Gli impegni assunti dall’imam di Al Azhar. Per l’islam il dovere della responsabilità
E adesso la parola passa ai musulmani. Sulla firma del leader sunnita di Al Azhar congiunta a quella del Papa nel documento sulla fratellanza umana si è infranto anche l’ultimo tabù: quello di un islam impermeabile in quanto tale alle riforme. Ad Abu Dhabi il grande imam Al-Tayeb ha fatto precedere il gesto irrevocabile da un appello dai toni accorati rivolgendosi ai fratelli musulmani in Oriente: «Appartengo a una generazione che può essere definita come la generazione delle guerre... Lavorerò con mio fratello il Papa, per gli anni che ci rimangono, con tutti i leader religiosi per proteggere le nostre società».
E ancora: «Vi dico: accogliete a braccia aperte i vostri fratelli cristiani, perché sono i nostri partner nella patria, sono i nostri fratelli che, ci dice il Corano, sono i più vicini». E poi, diretto alle nuove generazioni: «Vi prego, insegnate questa barriera contro l’odio ai vostri figli, questo documento, perché è un’estensione della costituzione dell’islam, è un’estensione delle Beatitudini del Vangelo». Se la Chiesa, dal Vaticano II in qua, aveva cercato figure rappresentative tra i musulmani faticando a trovarle, nei confronti di Al-Tayeb certamente si è stabilito un dialogo non formale con l’islam, o almeno parte di esso.
Lo storico passo compiuto in terra d’Arabia, preceduto da una gestazione lunga un anno – come ha informato lo stesso papa Francesco – non solo lo ha siglato ma ne ha rafforzato il ruolo 'universale'. Tuttavia se da decenni Al Azhar è il centro accademico d’irradiazione dell’interpretazione dell’islam tollerante e aperto – seguito, senza far notizia, dalla maggioranza dei quasi due miliardi di musulmani nel mondo –, l’antitesi del settarismo e dell’estremismo wahhabita, del quale l’Isis è una patologia, abita nei regni del Golfo.
Dunque ancora più forte appare ora la responsabilità assunta davanti ai leader e ai governanti islamici da parte di Ahmad Al-Tayeb, che già nell’incontro con il Papa al Cairo nel 2017 aveva messo a tema il ruolo dei leader religiosi nel contrasto al terrorismo e nell’opera di consolidamento dei princìpi di cittadinanza e integrazione.
Ed è proprio su alcuni punti del documento, altamente sensibili e nevralgici, che i governi e i leader religiosi sono stati messi davanti al fatto compiuto, e sui quali ora la responsabilità di uno sviluppo concreto è maggiore.

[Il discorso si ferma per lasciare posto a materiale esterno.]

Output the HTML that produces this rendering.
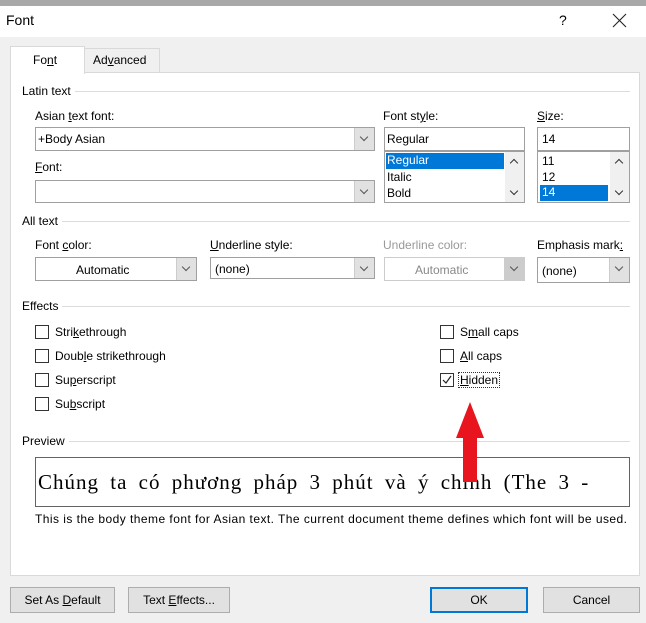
<!DOCTYPE html>
<html><head><meta charset="utf-8"><style>
*{box-sizing:border-box;margin:0;padding:0}
body{width:646px;height:623px;background:#f0f0f0;font-family:"Liberation Sans",sans-serif;font-size:12px;color:#000;position:relative;overflow:hidden}
.a{position:absolute;white-space:nowrap}
.box{position:absolute;background:#fff;border:1px solid #a0a0a0}
.dd{position:absolute;top:0;bottom:0;right:0;width:20px;background:#e1e1e1;border-left:1px solid #ccc}
.dd:after{content:"";position:absolute;left:6px;top:6px;width:5px;height:5px;border-right:1px solid #555;border-bottom:1px solid #555;transform:rotate(45deg)}
.up,.dn{position:absolute;left:6px;width:6px;height:6px;border-right:1.5px solid #333;border-bottom:1.5px solid #333}
.up{top:8px;transform:rotate(-135deg)}
.dn{top:36px;transform:rotate(45deg)}
.line{position:absolute;height:1px;background:#dcdcdc}
.cb{position:absolute;width:14px;height:14px;border:1px solid #333;background:#fff}
.btn{position:absolute;background:#e1e1e1;border:1px solid #adadad;text-align:center;line-height:24px;font-size:12px}
u{text-decoration:underline}
</style></head><body>
<div class="a" style="left:0;top:0;width:646px;height:6px;background:#a8a8a8"></div>
<div class="a" style="left:0;top:6px;width:646px;height:31px;background:#fff"></div>
<div class="a" style="left:6px;top:12px;font-size:14px">Font</div>
<div class="a" style="left:559px;top:12px;font-size:14px">?</div>
<svg class="a" style="left:612px;top:13px" width="16" height="16"><path d="M1 1L14 14M14 1L1 14" stroke="#222" stroke-width="1.1"/></svg>

<div class="a" style="left:84px;top:48px;width:76px;height:25px;background:#f0f0f0;border:1px solid #d9d9d9;border-bottom:none"></div>
<div class="a" style="left:93px;top:53px">Ad<u>v</u>anced</div>
<div class="a" style="left:10px;top:72px;width:630px;height:504px;background:#fff;border:1px solid #d9d9d9"></div>
<div class="a" style="left:10px;top:46px;width:75px;height:28px;background:#fff;border:1px solid #d9d9d9;border-bottom:none"></div>
<div class="a" style="left:33px;top:53px">Fo<u>n</u>t</div>

<div class="line" style="left:66px;top:91px;width:564px"></div><div class="a" style="left:22px;top:84px;background:#fff;padding-right:4px">Latin text</div>
<div class="a" style="left:35px;top:109px">Asian <u>t</u>ext font:</div>
<div class="box" style="left:35px;top:127px;width:340px;height:24px"><span class="a" style="left:2px;top:4px">+Body Asian</span><div class="dd"></div></div>
<div class="a" style="left:35px;top:160px"><u>F</u>ont:</div>
<div class="box" style="left:35px;top:180px;width:340px;height:23px"><div class="dd"></div></div>

<div class="a" style="left:383px;top:109px">Font st<u>y</u>le:</div>
<div class="box" style="left:384px;top:127px;width:141px;height:24px"><span class="a" style="left:2px;top:4px">Regular</span></div>
<div class="box" style="left:384px;top:151px;width:141px;height:52px">
<div class="a" style="left:1px;top:1px;width:118px;height:16px;background:#0078d7;color:#fff;padding-left:1px">Regular</div>
<div class="a" style="left:2px;top:18px">Italic</div><div class="a" style="left:2px;top:34px">Bold</div>
<div class="a" style="left:120px;top:0;width:19px;height:50px;background:#f0f0f0"><i class="up"></i><i class="dn"></i></div></div>

<div class="a" style="left:537px;top:109px"><u>S</u>ize:</div>
<div class="box" style="left:537px;top:127px;width:93px;height:24px"><span class="a" style="left:4px;top:4px">14</span></div>
<div class="box" style="left:537px;top:151px;width:93px;height:52px">
<div class="a" style="left:4px;top:2px">11</div><div class="a" style="left:4px;top:18px">12</div>
<div class="a" style="left:2px;top:33px;width:68px;height:16px;background:#0078d7;color:#fff;padding-left:2px">14</div>
<div class="a" style="left:72px;top:0;width:19px;height:50px;background:#f0f0f0"><i class="up"></i><i class="dn"></i></div></div>

<div class="line" style="left:56px;top:221px;width:574px"></div><div class="a" style="left:22px;top:214px;background:#fff;padding-right:4px">All text</div>
<div class="a" style="left:35px;top:238px">Font <u>c</u>olor:</div>
<div class="box" style="left:35px;top:257px;width:162px;height:24px"><span class="a" style="left:40px;top:5px">Automatic</span><div class="dd"></div></div>
<div class="a" style="left:210px;top:238px"><u>U</u>nderline style:</div>
<div class="box" style="left:210px;top:257px;width:165px;height:22px"><span class="a" style="left:4px;top:4px">(none)</span><div class="dd"></div></div>
<div class="a" style="left:383px;top:238px;color:#999">Underline color:</div>
<div class="box" style="left:384px;top:257px;width:141px;height:24px;border-color:#ccc"><span class="a" style="left:30px;top:5px;color:#888">Automatic</span><div class="dd" style="background:#ccc"></div></div>
<div class="a" style="left:537px;top:238px">Emphasis mark<u>:</u></div>
<div class="box" style="left:537px;top:257px;width:93px;height:26px"><span class="a" style="left:4px;top:6px">(none)</span><div class="dd"></div></div>

<div class="line" style="left:55px;top:306px;width:575px"></div><div class="a" style="left:22px;top:299px;background:#fff;padding-right:4px">Effects</div>
<div class="cb" style="left:35px;top:325px"></div><div class="a" style="left:55px;top:325px">Stri<u>k</u>ethrough</div>
<div class="cb" style="left:35px;top:349px"></div><div class="a" style="left:55px;top:349px">Doub<u>l</u>e strikethrough</div>
<div class="cb" style="left:35px;top:373px"></div><div class="a" style="left:55px;top:373px">Su<u>p</u>erscript</div>
<div class="cb" style="left:35px;top:397px"></div><div class="a" style="left:55px;top:397px">Su<u>b</u>script</div>
<div class="cb" style="left:440px;top:325px"></div><div class="a" style="left:460px;top:325px">S<u>m</u>all caps</div>
<div class="cb" style="left:440px;top:349px"></div><div class="a" style="left:460px;top:349px"><u>A</u>ll caps</div>
<div class="cb" style="left:440px;top:373px"><svg width="12" height="12" style="position:absolute;left:0;top:0"><path d="M2 6 L5 9 L10 2" fill="none" stroke="#222" stroke-width="1.2"/></svg></div>
<div class="a" style="left:458px;top:372px;border:1px dotted #333;padding:0 1px"><u>H</u>idden</div>

<div class="line" style="left:58px;top:441px;width:572px"></div><div class="a" style="left:22px;top:434px;background:#fff;padding-right:4px">Preview</div>
<div class="a" style="left:35px;top:457px;width:595px;height:50px;border:1px solid #646464;background:#fff;overflow:hidden"><span class="a" style="left:2px;top:12px;font-family:'Liberation Serif','Noto Serif CJK SC',serif;font-size:21px;letter-spacing:1px;word-spacing:5px">Chúng ta có phương pháp 3 phút và ý chính (The 3 -</span></div>
<div class="a" style="left:35px;top:512px;font-size:12px;letter-spacing:0.45px">This is the body theme font for Asian text. The current document theme defines which font will be used.</div>

<svg class="a" style="left:450px;top:400px" width="40" height="84"><polygon points="20,2 6,38 13,38 13,82 27,82 27,38 34,38" fill="#e8141e"/></svg>

<div class="btn" style="left:10px;top:587px;width:105px;height:26px">Set As <u>D</u>efault</div>
<div class="btn" style="left:128px;top:587px;width:102px;height:26px">Text <u>E</u>ffects...</div>
<div class="btn" style="left:430px;top:587px;width:98px;height:26px;border:2px solid #0078d7;line-height:22px">OK</div>
<div class="btn" style="left:543px;top:587px;width:97px;height:26px">Cancel</div>
</body></html>
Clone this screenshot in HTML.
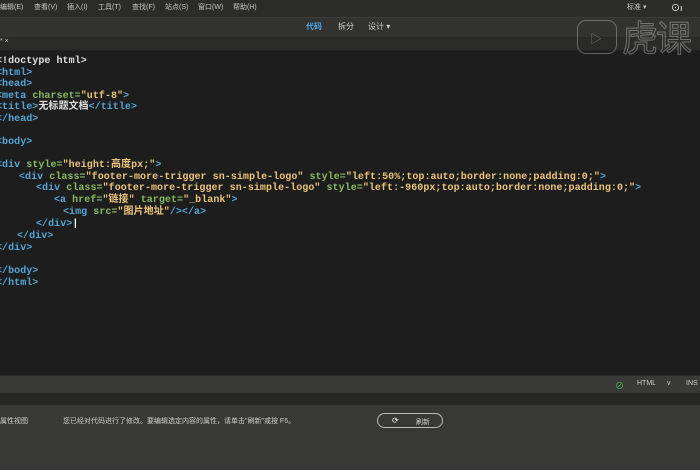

In primis pensiamo all’impegno per stabilire in Medio Oriente il concetto della piena cittadinanza e rinunciare all’uso discriminatorio del termine 'minoranze' sofferto dai cristiani nativi della regione, che hanno subìto pressioni sociali e politiche e vengono trattati come cittadini di serie B. Quindi, «il diritto alla libertà di credo e alla libertà di essere diversi», la protezione dei luoghi di culto, e non da ultimo il dovere di riconoscere alla donna il diritto all’istruzione, al lavoro, all’esercizio dei propri diritti politici interrompendo «tutte le pratiche disumane e i costumi volgari che ne umiliano la dignità», lavorando «per modificare le leggi che impediscono alle donne di godere pienamente dei propri diritti».
Per quanto riguarda il terrorismo si afferma definitivamente che non è dovuto alla religione, anche se chi pratica violenza la strumentalizza, ma è dovuto a una lunga sequenza di interpretazioni errate dei testi religiosi, come anche alle politiche che alimentano fame, povertà, ingiustizia, oppressione, arroganza. Nel documento viene richiesto esplicitamente di «interrompere il sostegno ai movimenti terroristici attraverso il rifornimento di denaro, di armi, di piani o giustificazioni e anche la copertura mediatica, e considerare tutto ciò come crimini internazionali che minacciano la sicurezza e la pace mondiale».
Sull’assunzione di queste responsabilità siglate si gioca ora la partita decisiva. Per una vera cultura della cittadinanza e dell’uguaglianza che sembra ancora essere un sogno, davanti non solo agli al-Malik di oggi a cui serve quella credibilità di cui Francesco, come il suo omonimo santo ottocento anni fa, si è reso testimone disarmato, come cifra di una fraternità possibile fra cristiani e musulmani in terra d’islam, chiedendo pace e conoscenza dell’altro.